Jetzt können auch bisher unbekannte Situationen in der Beziehung zu Gleichaltrigen auftreten. Wenn das Baby zum Beispiel ein anderes Kind sieht, das einen interessanten Gegenstand in den Händen hält, will es diesen auch erkunden und nimmt ihn dem anderen einfach weg. Beim Gegenüber löst dieses ganz natürliche, von kindlicher Neugier getriebene Verhalten prompt negative Emotionen aus: Erst staunt es skeptisch, dann beginnt es zu weinen. Schalten Sie sich in solchen Situationen als »Streitschlichter« ein. Denn soziales Verhalten ist nicht angeboren ist, sondern muss erlernt werden (»Schau, Felix spielt doch gerade mit dem Eimer. Du kannst ihn nachher haben. Hier hast du so lange die Schaufel.«). Etwas anderes ist es, wenn sich die beiden allein »einigen« und sich das Kind, das den Gegenstand zuerst hatte, etwas anderes zum Spielen sucht.
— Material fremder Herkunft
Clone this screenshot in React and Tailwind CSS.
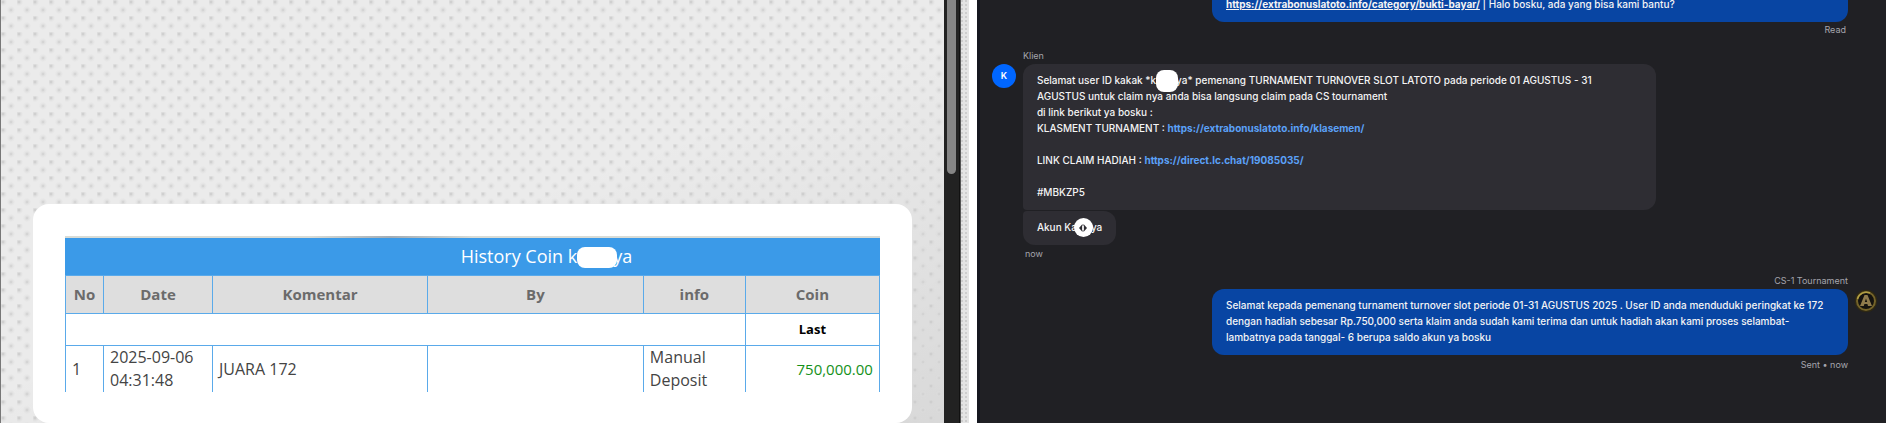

Eltern sollten sich in diesem Fall zurückhalten, denn noch gibt es keine echten Opfer und/oder Täter, sondern nur wissbegierige junge Forscher.

INFO

Entwicklungsängste

Im ersten Lebensjahr lassen sich mehrere entwicklungsbedingte Ängste beobachten. Sie sind völlig normal, und die Kinder entwachsen ihnen ebenso wie Kleidungsstücken oder Spielsachen:

• Drei-Monats-Angst (>)

• Acht-Monats-Angst (Fremdeln, >)

• Trennungsangst (ab 6. bis 8. Monat); sie zeigt sich immer dann, wenn die Bindungsperson den Raum verlässt, und hängt von der Qualität der Bindung ab.

• Angst vor lauten Geräuschen wie Staubsauger, Bohrmaschine, laut bellenden Hunden oder zerplatzenden Luftballons; sie ist die häufigste Form unter den Entwicklungsängsten und bleibt oft bis zum vierten Lebensjahr bestehen.